- [What the task requires]
Your answer should be a single number: the count of lines holding the word "screenshot".

===============

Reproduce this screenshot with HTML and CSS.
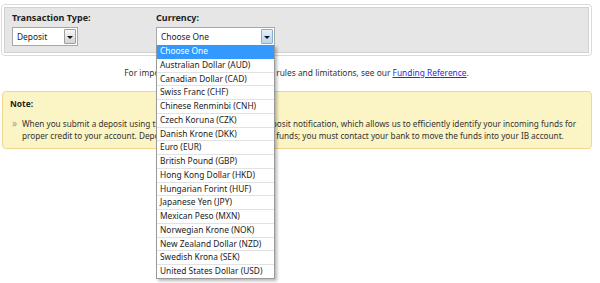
FILE: index.html
```html
<!DOCTYPE html>
<html>
<head>
<meta charset="utf-8">
<link rel="stylesheet" href="styles.css">
</head>
<body>
<div class="page">
  <div class="panel">
    <div class="panel-inner">
      <div class="field field-type">
        <div class="label">Transaction Type:</div>
        <div class="select select-type">
          <span class="value">Deposit</span>
          <span class="btn"><i class="arrow"></i></span>
        </div>
      </div>
      <div class="field field-currency">
        <div class="label">Currency:</div>
        <div class="select select-currency">
          <span class="value">Choose One</span>
          <span class="btn btn-focus"><i class="arrow"></i></span>
          <ul class="options">
            <li class="selected">Choose One</li>
            <li>Australian Dollar (AUD)</li>
            <li>Canadian Dollar (CAD)</li>
            <li>Swiss Franc (CHF)</li>
            <li>Chinese Renminbi (CNH)</li>
            <li>Czech Koruna (CZK)</li>
            <li>Danish Krone (DKK)</li>
            <li>Euro (EUR)</li>
            <li>British Pound (GBP)</li>
            <li>Hong Kong Dollar (HKD)</li>
            <li>Hungarian Forint (HUF)</li>
            <li>Japanese Yen (JPY)</li>
            <li>Mexican Peso (MXN)</li>
            <li>Norwegian Krone (NOK)</li>
            <li>New Zealand Dollar (NZD)</li>
            <li>Swedish Krona (SEK)</li>
            <li>United States Dollar (USD)</li>
          </ul>
        </div>
      </div>
    </div>
  </div>

  <p class="info">For important information concerning rules and limitations, see our <a href="#">Funding Reference</a>.</p>

  <div class="note">
    <div class="note-title">Note:</div>
    <div class="note-item">
      <span class="bullet">»</span>
      <p class="note-text">When you submit a deposit using this form, we'll now create a deposit notification, which allows us to efficiently identify your incoming funds for proper credit to your account. Deposit notices do not transfer any funds; you must contact your bank to move the funds into your IB account.</p>
    </div>
  </div>
</div>
</body>
</html>
```

FILE: styles.css
```css
html, body {
  margin: 0;
  padding: 0;
  background: #ffffff;
}

body {
  min-height: 283px;
  font-family: "Noto Sans", "Open Sans", sans-serif;
  font-size: 8.4px;
  color: #333333;
}

.page {
  width: 591px;
  min-height: 279px;
  padding: 4px 0 0 1px;
}

.panel {
  border: 1px solid #dadada;
  border-radius: 4px;
  padding: 2px;
  background: #ffffff;
}

.panel-inner {
  display: flex;
  background: #e6e6e6;
  border: 1px solid #d2d2d2;
  padding: 4px 7px 6px 7px;
}

.field-type {
  width: 144px;
}

.label {
  font-weight: bold;
  font-size: 9px;
  line-height: 12px;
  color: #222222;
  margin-bottom: 3px;
}

.select {
  position: relative;
  display: flex;
  align-items: center;
  height: 19px;
  box-sizing: border-box;
  background: #ffffff;
  border: 1px solid #a8a8a8;
}

.select-type {
  width: 66px;
}

.select-currency {
  width: 119px;
}

.value {
  flex: 1;
  padding-left: 4px;
  color: #222222;
  line-height: 17px;
}

.btn {
  display: flex;
  align-items: center;
  justify-content: center;
  width: 12px;
  height: 15px;
  margin-right: 1px;
  border: 1px solid #a0a0a0;
  border-radius: 1px;
  background: linear-gradient(#f6f6f6, #d4d4d4);
  box-sizing: border-box;
}

.btn-focus {
  border-color: #8aaed0;
  background: linear-gradient(#e4f0fa, #b9d6ee);
}

.arrow {
  display: block;
  width: 0;
  height: 0;
  border-left: 3px solid transparent;
  border-right: 3px solid transparent;
  border-top: 3px solid #111111;
  margin-top: 1px;
}

.options {
  position: absolute;
  top: 17px;
  left: -1px;
  width: 119px;
  margin: 0;
  padding: 0;
  list-style: none;
  box-sizing: border-box;
  background: #ffffff;
  border: 1px solid #9a9a9a;
  border-top: none;
  box-shadow: 2px 2px 3px rgba(0, 0, 0, 0.28);
  z-index: 5;
}

.options li {
  height: 12.75px;
  line-height: 12.75px;
  padding-left: 3px;
  border-bottom: 1px solid #e2e2e2;
  color: #222222;
  white-space: nowrap;
}

.options li:last-child {
  border-bottom: none;
}

.options li.selected {
  background: #3399ff;
  color: #ffffff;
  border-bottom-color: #3399ff;
}

.info {
  margin: 11px 0 0 0;
  text-align: center;
  line-height: 12px;
  color: #333333;
}

.info a {
  color: #2b2bdd;
  text-decoration: underline;
}

.note {
  margin: 12px 0 0 1px;
  background: #fbf4c4;
  border: 1px solid #f2d68c;
  border-radius: 4px;
  padding: 6px 5px 6px 7px;
  font-size: 8.2px;
}

.note-title {
  font-weight: bold;
  font-size: 8.4px;
  line-height: 12px;
  color: #222222;
  margin-bottom: 8px;
}

.note-item {
  display: flex;
}

.bullet {
  width: 12px;
  padding-left: 2px;
  box-sizing: border-box;
  font-size: 10px;
  color: #a0a0a0;
  line-height: 11px;
}

.note-text {
  flex: 1;
  margin: 0;
  line-height: 12px;
  color: #333333;
}
```
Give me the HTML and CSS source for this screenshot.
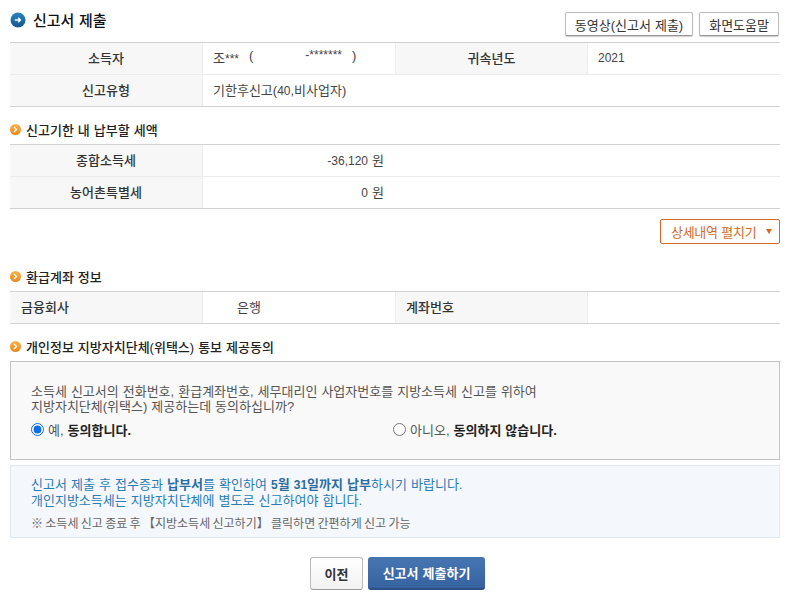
FILE: index.html
```html
<!DOCTYPE html>
<html lang="ko">
<head>
<meta charset="utf-8">
<title>신고서 제출</title>
<link rel="stylesheet" href="styles.css">
</head>
<body>
<main class="page">
  <header class="title-bar">
    <h1 class="page-title">
      <svg class="title-icon" width="16" height="16" viewBox="0 0 16 16"><defs><linearGradient id="gb" x1="0" y1="0" x2="0" y2="1"><stop offset="0" stop-color="#2a82bd"/><stop offset="1" stop-color="#14598f"/></linearGradient></defs><circle cx="8" cy="8" r="7.5" fill="url(#gb)"/><path d="M4.8 8h5.6M8.2 5.8 10.5 8l-2.3 2.2" fill="none" stroke="#fff" stroke-width="1.3"/></svg>
      <span class="title-text">신고서 제출</span>
    </h1>
    <div class="title-actions">
      <button class="btn-grey">동영상(신고서 제출)</button>
      <button class="btn-grey">화면도움말</button>
    </div>
  </header>

  <table class="grid">
    <colgroup><col class="c1"><col class="c2"><col class="c3"><col class="c4"></colgroup>
    <tr>
      <th>소득자</th>
      <td><span class="owner"><span>조<span class="num">***</span></span><span>(</span><span class="rrn num">-*******</span><span>)</span></span></td>
      <th>귀속년도</th>
      <td><span class="num">2021</span></td>
    </tr>
    <tr>
      <th>신고유형</th>
      <td colspan="3">기한후신고(<span class="num">40</span>,비사업자)</td>
    </tr>
  </table>

  <h2 class="sub-title first">
    <svg class="bullet" width="11" height="11" viewBox="0 0 11 11"><defs><linearGradient id="go" x1="0" y1="0" x2="0" y2="1"><stop offset="0" stop-color="#fbb24a"/><stop offset="1" stop-color="#e98718"/></linearGradient></defs><circle cx="5.5" cy="5.5" r="5.5" fill="url(#go)"/><path d="M4 3l2.5 2.5L4 8" fill="none" stroke="#fff" stroke-width="1.4"/></svg>
    신고기한 내 납부할 세액
  </h2>
  <table class="grid half">
    <colgroup><col class="c1"><col class="c2"><col class="c5"></colgroup>
    <tr><th>종합소득세</th><td class="amount"><span class="num">-36,120</span> 원</td><td></td></tr>
    <tr><th>농어촌특별세</th><td class="amount"><span class="num">0</span> 원</td><td></td></tr>
  </table>

  <div class="detail-row"><button class="btn-orange">상세내역 펼치기 <span class="arrow"></span></button></div>

  <h2 class="sub-title refund">
    <svg class="bullet" width="11" height="11" viewBox="0 0 11 11"><circle cx="5.5" cy="5.5" r="5.5" fill="url(#go)"/><path d="M4 3l2.5 2.5L4 8" fill="none" stroke="#fff" stroke-width="1.4"/></svg>
    환급계좌 정보
  </h2>
  <table class="grid">
    <colgroup><col class="c1"><col class="c2"><col class="c3"><col class="c4"></colgroup>
    <tr>
      <th class="left">금융회사</th>
      <td class="bank">은행</td>
      <th class="left">계좌번호</th>
      <td></td>
    </tr>
  </table>

  <h2 class="sub-title consent">
    <svg class="bullet" width="11" height="11" viewBox="0 0 11 11"><circle cx="5.5" cy="5.5" r="5.5" fill="url(#go)"/><path d="M4 3l2.5 2.5L4 8" fill="none" stroke="#fff" stroke-width="1.4"/></svg>
    개인정보 지방자치단체(위택스) 통보 제공동의
  </h2>
  <section class="consent-box">
    <p>소득세 신고서의 전화번호, 환급계좌번호, 세무대리인 사업자번호를 지방소득세 신고를 위하여<br>지방자치단체(위택스) 제공하는데 동의하십니까?</p>
    <div class="choices">
      <label class="choice"><input type="radio" name="agree" checked> <span>예, <b>동의합니다.</b></span></label>
      <label class="choice"><input type="radio" name="agree"> <span>아니오, <b>동의하지 않습니다.</b></span></label>
    </div>
  </section>

  <section class="notice">
    <p class="notice-main">신고서 제출 후 접수증과 <b>납부서</b>를 확인하여 <b><span class="num">5</span>월 <span class="num">31</span>일까지 납부</b>하시기 바랍니다.<br>개인지방소득세는 지방자치단체에 별도로 신고하여야 합니다.</p>
    <p class="notice-sub">※ 소득세 신고 종료 후 【지방소득세 신고하기】 클릭하면 간편하게 신고 가능</p>
  </section>

  <div class="actions">
    <button class="btn-prev">이전</button>
    <button class="btn-submit">신고서 제출하기</button>
  </div>
</main>
</body>
</html>
```
FILE: styles.css
```css
* { box-sizing: border-box; }
html, body { margin: 0; padding: 0; background: #fff; }
body {
  font-family: "Liberation Sans", "Noto Sans CJK KR", sans-serif;
  font-size: 13px;
  word-spacing: 0.4px;
  color: #444;
}
.page { width: 790px; height: 599px; padding: 0 10px; overflow: hidden; }
button { font-family: inherit; word-spacing: inherit; cursor: pointer; }
.num { font-size: 12px; }

.title-bar { display: flex; justify-content: space-between; align-items: flex-start; height: 42px; padding-top: 12px; }
.page-title { display: flex; align-items: center; gap: 7px; margin: 0; height: 16px; font-size: 15px; font-weight: 500; color: #111; }
.title-icon { display: block; }
.title-text { margin-top: -1px; }
.title-actions { display: flex; gap: 6px; margin-right: 1px; }
.btn-grey {
  height: 24px; padding: 0 9px; font-size: 13px; color: #333;
  background: #fff; border: 1px solid #bbb; border-bottom-color: #999; border-radius: 2px;
  box-shadow: 0 1px 1px #ccc;
}

.grid { width: 770px; table-layout: fixed; border-collapse: separate; border-spacing: 0; border-top: 1px solid #d2d2d2; border-bottom: 1px solid #d2d2d2; }
.c1 { width: 193px; }
.c2 { width: 192px; }
.c3 { width: 193px; }
.c4 { width: 192px; }
.c5 { width: 385px; }
.grid th, .grid td { height: 32px; padding: 0 10px 2px; font-size: 13px; border-bottom: 1px solid #ececec; }
.grid tr:last-child th, .grid tr:last-child td { border-bottom: 0; height: 31px; }
.grid th { background: #f7f7f7; font-weight: 500; color: #333; text-align: center; border-right: 1px solid #ececec; }
.grid td + th { border-left: 1px solid #ececec; }
.grid th.left { text-align: left; }
.grid th.left:first-child { padding-left: 11px; }
.grid td { background: #fff; text-align: left; }
.grid td.amount { text-align: right; padding: 0 11px 2px 0; color: #444; }
.grid td.bank { padding-left: 34px; }
.owner { display: flex; }
.owner span:nth-child(2) { margin-left: 10px; }
.rrn { margin-left: 52px; }
.owner span:nth-child(4) { margin-left: 10px; }

.sub-title { display: flex; align-items: center; gap: 5px; margin: 0; height: 16px; font-size: 13px; font-weight: 500; color: #222; }
.bullet { display: block; }
.sub-title.first { margin: 14px 0 7px; }
.detail-row { display: flex; justify-content: flex-end; margin-top: 10px; }
.btn-orange {
  height: 25px; width: 120px; padding: 0 0 0 10px; font-size: 13px; letter-spacing: -0.3px; font-weight: 400; color: #d2691e;
  background: #fff; border: 1px solid #cf6a25; border-radius: 2px;
  display: flex; align-items: center; gap: 10px;
}
.arrow { width: 0; height: 0; border-left: 3.5px solid transparent; border-right: 3.5px solid transparent; border-top: 5px solid #cf6a25; }
.sub-title.refund { margin: 24px 0 7px; }
.sub-title.consent { margin: 14px 0 7px; }

.consent-box { height: 99px; padding: 22px 20px 0; background: #f9f9f9; border: 1px solid #c4c4c4; }
.consent-box p { margin: 0; line-height: 15px; color: #555; }
.choices { display: grid; grid-template-columns: 362px 1fr; margin-top: 6px; }
.choice { display: flex; align-items: center; gap: 4px; color: #555; }
.choice input { margin: 0; width: 13px; height: 13px; accent-color: #0b6fe8; }
.choice b { color: #222; font-weight: 700; }

.notice { height: 73px; margin-top: 5px; padding: 11px 20px 0; background: #f4f7fc; border: 1px solid #e1e8f0; }
.notice p { margin: 0; }
.notice-main { line-height: 16px; word-spacing: 0.5px; color: #2a7cb6; }
.notice-main b { font-weight: 700; color: #2d6c9e; }
.notice-sub { margin-top: 5px !important; font-size: 12px; word-spacing: -1px; color: #666; }

.actions { display: flex; justify-content: center; gap: 5px; margin-top: 19px; padding-left: 5px; }
.btn-prev {
  width: 53px; height: 33px; font-size: 13px; font-weight: 700; color: #333;
  background: linear-gradient(#fff, #f2f2f2); border: 1px solid #bbb; border-bottom-color: #999; border-radius: 3px;
}
.btn-submit {
  width: 117px; height: 33px; font-size: 13px; font-weight: 700; color: #fff;
  background: linear-gradient(#4676b2, #36639f); border: 0; border-bottom: 2px solid #2a4f80; border-radius: 3px;
}
```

===============

- [Exercise solution]
2